Records for processing:
>> Start

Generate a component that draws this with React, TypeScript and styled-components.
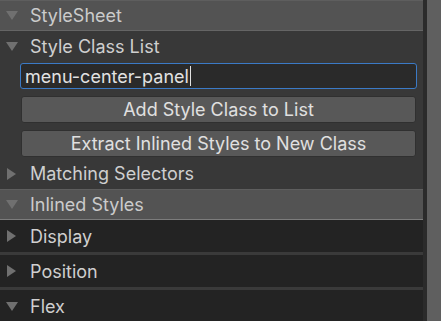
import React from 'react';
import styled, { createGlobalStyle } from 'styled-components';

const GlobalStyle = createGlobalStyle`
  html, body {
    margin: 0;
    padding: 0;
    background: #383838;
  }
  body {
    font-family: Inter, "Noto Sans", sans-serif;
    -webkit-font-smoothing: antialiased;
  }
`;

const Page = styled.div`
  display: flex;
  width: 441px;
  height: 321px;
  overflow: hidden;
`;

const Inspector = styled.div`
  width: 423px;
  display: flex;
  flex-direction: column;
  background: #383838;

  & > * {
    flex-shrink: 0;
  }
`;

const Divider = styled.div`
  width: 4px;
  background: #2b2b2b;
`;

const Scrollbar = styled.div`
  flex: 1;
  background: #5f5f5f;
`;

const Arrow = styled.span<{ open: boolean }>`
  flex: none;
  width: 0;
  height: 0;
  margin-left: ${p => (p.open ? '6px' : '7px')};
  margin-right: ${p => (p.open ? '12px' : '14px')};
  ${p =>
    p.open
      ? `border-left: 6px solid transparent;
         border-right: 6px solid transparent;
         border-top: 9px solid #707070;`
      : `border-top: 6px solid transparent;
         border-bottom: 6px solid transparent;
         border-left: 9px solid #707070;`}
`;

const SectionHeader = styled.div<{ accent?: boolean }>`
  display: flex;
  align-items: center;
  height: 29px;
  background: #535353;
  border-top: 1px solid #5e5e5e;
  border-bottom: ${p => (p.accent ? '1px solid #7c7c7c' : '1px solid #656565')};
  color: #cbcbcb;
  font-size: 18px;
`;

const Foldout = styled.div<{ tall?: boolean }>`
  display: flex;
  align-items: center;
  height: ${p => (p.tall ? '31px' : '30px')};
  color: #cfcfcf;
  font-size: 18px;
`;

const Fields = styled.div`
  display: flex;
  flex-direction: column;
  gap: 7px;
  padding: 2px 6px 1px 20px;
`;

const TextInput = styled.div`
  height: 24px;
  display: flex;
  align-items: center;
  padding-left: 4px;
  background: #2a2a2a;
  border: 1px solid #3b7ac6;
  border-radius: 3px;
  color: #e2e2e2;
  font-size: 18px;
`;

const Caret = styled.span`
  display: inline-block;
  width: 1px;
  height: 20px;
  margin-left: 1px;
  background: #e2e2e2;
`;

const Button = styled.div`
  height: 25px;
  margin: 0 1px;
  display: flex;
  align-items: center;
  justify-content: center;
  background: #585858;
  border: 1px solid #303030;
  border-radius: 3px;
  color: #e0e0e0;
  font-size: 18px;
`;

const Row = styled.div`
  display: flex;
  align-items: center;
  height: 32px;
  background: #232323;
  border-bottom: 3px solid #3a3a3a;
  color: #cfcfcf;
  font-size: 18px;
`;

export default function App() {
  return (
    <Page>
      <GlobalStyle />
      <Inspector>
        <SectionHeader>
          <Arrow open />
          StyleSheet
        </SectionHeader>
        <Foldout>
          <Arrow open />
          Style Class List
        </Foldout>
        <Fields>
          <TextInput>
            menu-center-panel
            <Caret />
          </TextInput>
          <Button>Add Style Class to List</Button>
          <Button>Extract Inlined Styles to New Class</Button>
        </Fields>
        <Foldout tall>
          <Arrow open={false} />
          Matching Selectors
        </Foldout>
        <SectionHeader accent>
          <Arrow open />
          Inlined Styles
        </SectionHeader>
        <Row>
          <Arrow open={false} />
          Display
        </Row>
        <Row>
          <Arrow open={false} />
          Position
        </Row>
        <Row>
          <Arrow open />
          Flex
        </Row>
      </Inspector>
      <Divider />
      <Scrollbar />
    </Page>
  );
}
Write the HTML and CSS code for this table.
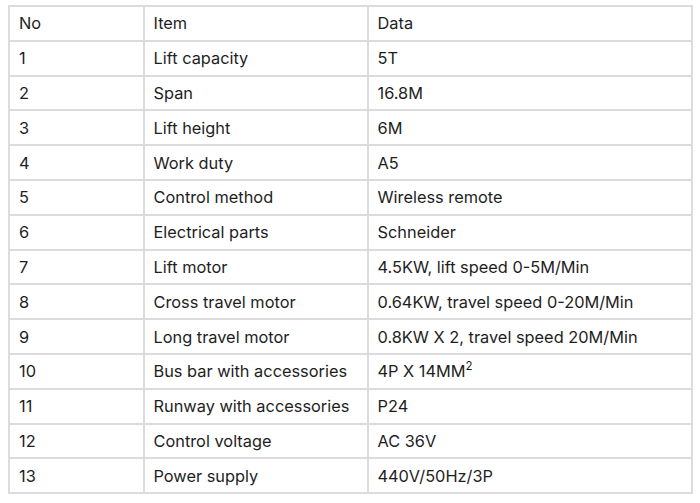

>> End

Copy every record above exactly, leaving out any pictures.

Generate a component that draws this with React, TypeScript and styled-components.
import React from 'react';
import styled, { createGlobalStyle } from 'styled-components';

const GlobalStyle = createGlobalStyle`
  html, body {
    margin: 0;
    padding: 0;
    background: #383838;
  }
  body {
    font-family: Inter, "Noto Sans", sans-serif;
    -webkit-font-smoothing: antialiased;
  }
`;

const Page = styled.div`
  display: flex;
  width: 441px;
  height: 321px;
  overflow: hidden;
`;

const Inspector = styled.div`
  width: 423px;
  display: flex;
  flex-direction: column;
  background: #383838;

  & > * {
    flex-shrink: 0;
  }
`;

const Divider = styled.div`
  width: 4px;
  background: #2b2b2b;
`;

const Scrollbar = styled.div`
  flex: 1;
  background: #5f5f5f;
`;

const Arrow = styled.span<{ open: boolean }>`
  flex: none;
  width: 0;
  height: 0;
  margin-left: ${p => (p.open ? '6px' : '7px')};
  margin-right: ${p => (p.open ? '12px' : '14px')};
  ${p =>
    p.open
      ? `border-left: 6px solid transparent;
         border-right: 6px solid transparent;
         border-top: 9px solid #707070;`
      : `border-top: 6px solid transparent;
         border-bottom: 6px solid transparent;
         border-left: 9px solid #707070;`}
`;

const SectionHeader = styled.div<{ accent?: boolean }>`
  display: flex;
  align-items: center;
  height: 29px;
  background: #535353;
  border-top: 1px solid #5e5e5e;
  border-bottom: ${p => (p.accent ? '1px solid #7c7c7c' : '1px solid #656565')};
  color: #cbcbcb;
  font-size: 18px;
`;

const Foldout = styled.div<{ tall?: boolean }>`
  display: flex;
  align-items: center;
  height: ${p => (p.tall ? '31px' : '30px')};
  color: #cfcfcf;
  font-size: 18px;
`;

const Fields = styled.div`
  display: flex;
  flex-direction: column;
  gap: 7px;
  padding: 2px 6px 1px 20px;
`;

const TextInput = styled.div`
  height: 24px;
  display: flex;
  align-items: center;
  padding-left: 4px;
  background: #2a2a2a;
  border: 1px solid #3b7ac6;
  border-radius: 3px;
  color: #e2e2e2;
  font-size: 18px;
`;

const Caret = styled.span`
  display: inline-block;
  width: 1px;
  height: 20px;
  margin-left: 1px;
  background: #e2e2e2;
`;

const Button = styled.div`
  height: 25px;
  margin: 0 1px;
  display: flex;
  align-items: center;
  justify-content: center;
  background: #585858;
  border: 1px solid #303030;
  border-radius: 3px;
  color: #e0e0e0;
  font-size: 18px;
`;

const Row = styled.div`
  display: flex;
  align-items: center;
  height: 32px;
  background: #232323;
  border-bottom: 3px solid #3a3a3a;
  color: #cfcfcf;
  font-size: 18px;
`;

export default function App() {
  return (
    <Page>
      <GlobalStyle />
      <Inspector>
        <SectionHeader>
          <Arrow open />
          StyleSheet
        </SectionHeader>
        <Foldout>
          <Arrow open />
          Style Class List
        </Foldout>
        <Fields>
          <TextInput>
            menu-center-panel
            <Caret />
          </TextInput>
          <Button>Add Style Class to List</Button>
          <Button>Extract Inlined Styles to New Class</Button>
        </Fields>
        <Foldout tall>
          <Arrow open={false} />
          Matching Selectors
        </Foldout>
        <SectionHeader accent>
          <Arrow open />
          Inlined Styles
        </SectionHeader>
        <Row>
          <Arrow open={false} />
          Display
        </Row>
        <Row>
          <Arrow open={false} />
          Position
        </Row>
        <Row>
          <Arrow open />
          Flex
        </Row>
      </Inspector>
      <Divider />
      <Scrollbar />
    </Page>
  );
}
Write the HTML and CSS code for this table.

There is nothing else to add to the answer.